Bad screenshot copy versus better screenshot copy

For a meal planner, Meal Plans is a label. Plan dinners in minutes is a promise. For a sleep app, Sleep Sounds is a category. Fall asleep without scrolling speaks to the moment. For a language app, Daily Lessons is a feature. Speak useful phrases first tells the user what progress feels like.

The better lines are not longer. They are just closer to the user's desired outcome. That is usually enough to make the whole page feel less generic.

A simple five-frame story

The best screenshot sets usually do not show five random screens. They tell a small story. First, the outcome.

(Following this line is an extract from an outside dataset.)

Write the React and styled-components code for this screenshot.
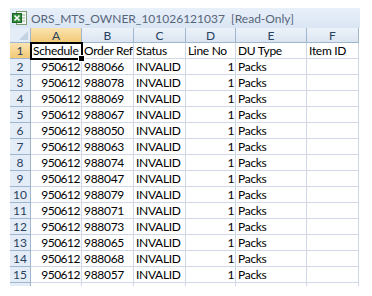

Second, how the app creates it. Third, trust or proof. Fourth, a useful secondary benefit. Fifth, the part of the product people remember.

Example for a budget app: Know what's left to spend. Track bills automatically. Private by default. Spot subscriptions fast. Plan next month calmly. That sequence gives the user a reason to keep looking.

  • Frame 1: outcome users already want.
  • Frame 2: mechanism that makes the outcome believable.
  • Frame 3: trust, privacy, proof, or reliability.
  • Frame 4: secondary benefit that expands the use case.
  • Frame 5: the strongest emotional or product moment.

When screenshots are the ASO problem

If impressions are decent but installs are weak, stop obsessing over the keyword field for a minute. The store may already be sending people. They just do not believe the page yet.

Look at your first screenshot beside the top three competitors for the same query. If yours only explains the screen while theirs explain the outcome, you have a conversion problem, not a visibility problem.